Alle 8.10 dell’8 agosto 1956 un incendio divampò nella miniera di carbone Le Bois du Cazier a Marcinelle nei pressi di Charleroi, in Belgio.
Una piattaforma prese fuoco a causa del danneggiamento di due cavi dell’alta tensione. Il corto circuito fece incendiare 800 litri di olio in polvere e le fiamme avvolsero rapidamente le strutture di legno. Degli operai che erano discesi durante il primo turno di lavoro, solo 7 riuscirono a tornare in superficie, tra le volute di fumo nero che preannunciava la tragedia che stava avvenendo. In totale si salvarono in 12. L’incendio non sembrava aver toccato i livelli più bassi della miniera e per giorni si sperò di potere estrarre ancora vivi i lavoratori che vi si trovavano.

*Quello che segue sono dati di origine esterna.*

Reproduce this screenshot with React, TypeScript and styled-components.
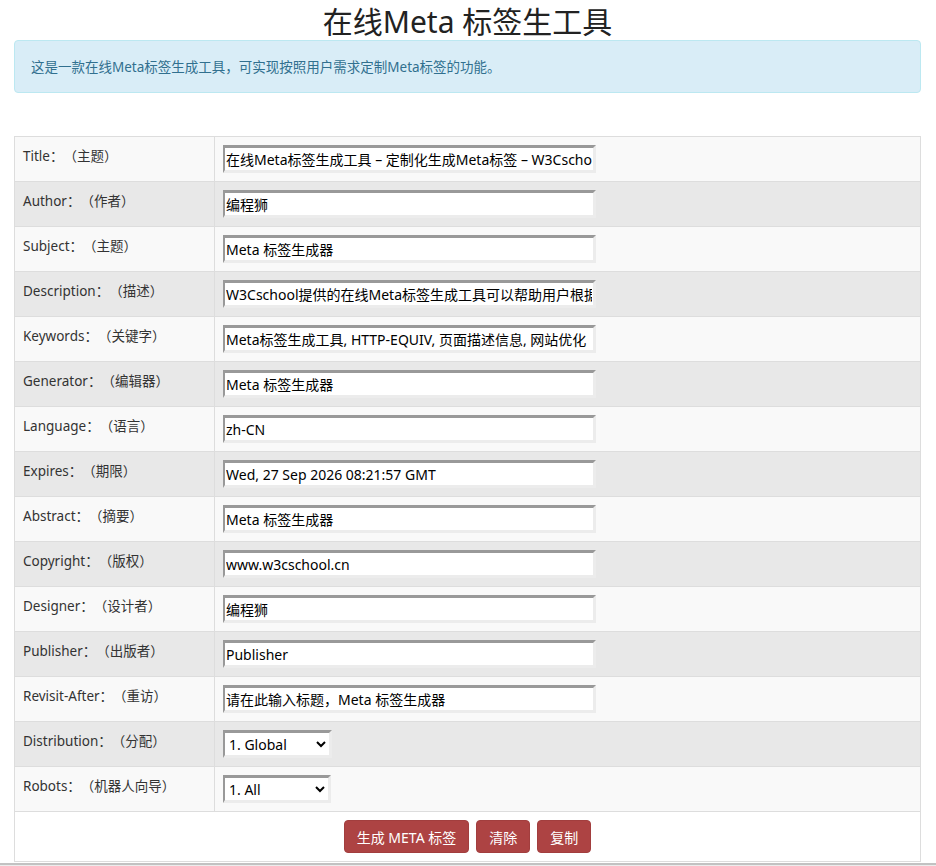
import React from 'react';
import styled, { createGlobalStyle } from 'styled-components';

const FONT = `"Noto Sans", "Noto Sans CJK SC", sans-serif`;

const GlobalStyle = createGlobalStyle`
  html, body {
    margin: 0;
    padding: 0;
    overflow: hidden;
    background: #fff;
    font-family: ${FONT};
    color: #333;
    text-spacing-trim: space-all;
  }
  input, select, button {
    text-spacing-trim: space-all;
  }
`;

const Page = styled.div`
  padding: 4px 15px 0 14px;
`;
const Heading = styled.h1`
  margin: 0;
  font-size: 30px;
  line-height: 36px;
  font-weight: normal;
  text-align: center;
  color: #222;
`;
const Alert = styled.div`
  background: #d9edf7;
  border: 1px solid #bce8f1;
  border-radius: 4px;
  color: #31708f;
  font-size: 13.5px;
  line-height: 21px;
  padding: 16px 16px 14px;
`;
const Table = styled.table`
  width: 100%;
  margin-top: 43px;
  border-collapse: collapse;
  border: 1px solid #ddd;
  font-size: 13.5px;
`;
const Row = styled.tr<{ $alt?: boolean }>`
  background: ${(props) => (props.$alt ? '#e8e8e8' : '#f9f9f9')};
  border-top: 1px solid #ddd;
`;
const LabelCell = styled.td`
  width: 183px;
  padding: 8px 8px 8px 8px;
  vertical-align: top;
  line-height: 22px;
  border-right: 1px solid #ddd;
  color: #333;
  white-space: nowrap;
`;
const FieldCell = styled.td`
  padding: 8px;
  vertical-align: top;
  height: 28px;
`;
const TextInput = styled.input`
  box-sizing: border-box;
  width: 373px;
  height: 28px;
  padding: 0 1px;
  border-style: solid;
  border-width: 3px 3px 3px 2px;
  border-color: #999 #ececec #ececec #999;
  background: #fff;
  font-family: ${FONT};
  font-size: 14px;
  color: #000;
  outline: none;
`;
const Select = styled.select<{ $w: number }>`
  box-sizing: border-box;
  width: ${(props) => props.$w}px;
  height: 28px;
  border-style: solid;
  border-width: 3px 3px 3px 2px;
  border-color: #999 #ececec #ececec #999;
  background: #fff;
  font-family: ${FONT};
  font-size: 14px;
  color: #000;
  outline: none;
`;
const ButtonRow = styled.tr`
  background: #fff;
  border-top: 1px solid #ddd;
`;
const ButtonCell = styled.td`
  padding: 8px;
`;
const Buttons = styled.div`
  display: flex;
  justify-content: center;
  gap: 7px;
`;
const Button = styled.button`
  height: 33px;
  padding: 0 12px;
  border: 1px solid #a23e3e;
  border-radius: 4px;
  background: #ad4343;
  color: #fff;
  font-family: ${FONT};
  font-size: 14px;
  cursor: pointer;
`;
const Footer = styled.div`
  margin: 1px -15px 0 -14px;
  height: 10px;
  border-top: 2px solid #c2c2c2;
  background: #ececec;
`;

const fields = [
  ['Title：（主题）', '在线Meta标签生成工具 – 定制化生成Meta标签 – W3Cschool'],
  ['Author：（作者）', '编程狮'],
  ['Subject：（主题）', 'Meta 标签生成器'],
  ['Description：（描述）', 'W3Cschool提供的在线Meta标签生成工具可以帮助用户根据需求生成Meta标签'],
  ['Keywords：（关键字）', 'Meta标签生成工具, HTTP-EQUIV, 页面描述信息, 网站优化'],
  ['Generator：（编辑器）', 'Meta 标签生成器'],
  ['Language：（语言）', 'zh-CN'],
  ['Expires：（期限）', 'Wed, 27 Sep 2026 08:21:57 GMT'],
  ['Abstract：（摘要）', 'Meta 标签生成器'],
  ['Copyright：（版权）', 'www.w3cschool.cn'],
  ['Designer：（设计者）', '编程狮'],
  ['Publisher：（出版者）', 'Publisher'],
  ['Revisit-After：（重访）', '请在此输入标题，Meta 标签生成器'],
];

const App = () => {
  return (
    <>
      <GlobalStyle />
      <Page>
        <Heading>在线Meta 标签生工具</Heading>
        <Alert>这是一款在线Meta标签生成工具，可实现按照用户需求定制Meta标签的功能。</Alert>
        <Table>
          <tbody>
            {fields.map(([label, value], index) => (
              <Row key={label} $alt={index % 2 === 1}>
                <LabelCell>{label}</LabelCell>
                <FieldCell>
                  <TextInput defaultValue={value} />
                </FieldCell>
              </Row>
            ))}
            <Row $alt>
              <LabelCell>Distribution：（分配）</LabelCell>
              <FieldCell>
                <Select $w={109} defaultValue="global">
                  <option value="global">1. Global</option>
                  <option value="local">2. Local</option>
                  <option value="iu">3. IU</option>
                </Select>
              </FieldCell>
            </Row>
            <Row>
              <LabelCell>Robots：（机器人向导）</LabelCell>
              <FieldCell>
                <Select $w={108} defaultValue="all">
                  <option value="all">1. All</option>
                  <option value="none">2. None</option>
                  <option value="index">3. Index</option>
                </Select>
              </FieldCell>
            </Row>
            <ButtonRow>
              <ButtonCell colSpan={2}>
                <Buttons>
                  <Button>生成 META 标签</Button>
                  <Button>清除</Button>
                  <Button>复制</Button>
                </Buttons>
              </ButtonCell>
            </ButtonRow>
          </tbody>
        </Table>
        <Footer />
      </Page>
    </>
  );
};

export default App;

Fu solo però il 23 di agosto, dopo due settimane dall’incidente, che, mentre le famiglie dei minatori erano ancora attesa fuori dall’impianto, si riuscì a raggiungere il livello più profondo della miniera, a un chilometro sottoterra dove erano rimasti intrappolati i minatori del primo turno. Secondo quanto venne riferito, il commento lapidario dei soccorritori fu: “Tutti morti”. Li trovarono a 1.035 metri di profondità, uccisi dalle ustioni, il fumo e i gas tossici, ammassati gli uni sugli altri, nell’ultimo disperato tentativo di sfuggire alla morte.
Il disastro aveva ricalcato altri già avvenuti all’interno di miniere di carbone, con un incendio che colpiva la vena sotterranea per poi propagarsi a tutti i livelli, intrappolando i minatori.
La carenza di manodopera che il Belgio aveva conosciuto nel secondo dopoguerra aveva attratto molti immigrati, soprattutto Italiani. L’Italia nel 1946 aveva stretto un accordo commerciale “minatori-carbone” con il governo di Bruxelles dove gli i lavoratori venivano dati come manodopera per ottenere forniture di minerale. Furono ben 47.000 quelli inviati in Belgio nel 1956, come vera e propria merce di scambio.
Uno dei primi risultati del disastro fu l’interruzione immediata dell’accordo sull’immigrazione tra i due paesi. Gli Italiani trovarono enormi difficoltà di integrazione con i Belgi, almeno fino a quel tragico 8 agosto. Anni dopo i fatti di Marcinelle Patrick Baragiola scrisse sul quotidiano Le Monde: “Il nostro vicino, che non la smetteva mai di insultare mio padre, è entrato da noi piangendo» racconta il figlio di un minatore… “La comunità italiana del Belgio ha pagato con il sangue il prezzo del suo riconoscimento”.
In seguito alla tragedia il governo belga avviò una conferenza sulla sicurezza e nel settembre del 1956 istituì la Commissione per la Sicurezza nelle Miniere, incaricata di monitorare le procedure di sicurezza nei complessi di estrazione e lo sviluppo di nuove normative. Queste attività portarono ad un miglioramento delle condizioni di lavoro nelle miniere belghe a di altri stati europei.
Il complesso minerario di Marcinelle è ora patrimonio dell’UNESCO. Divenne Museo dell’Industria dopo che la miniera fu definitivamente chiusa e una parte del museo ospita tuttora un monumento a quei lavoratori che vi persero la vita.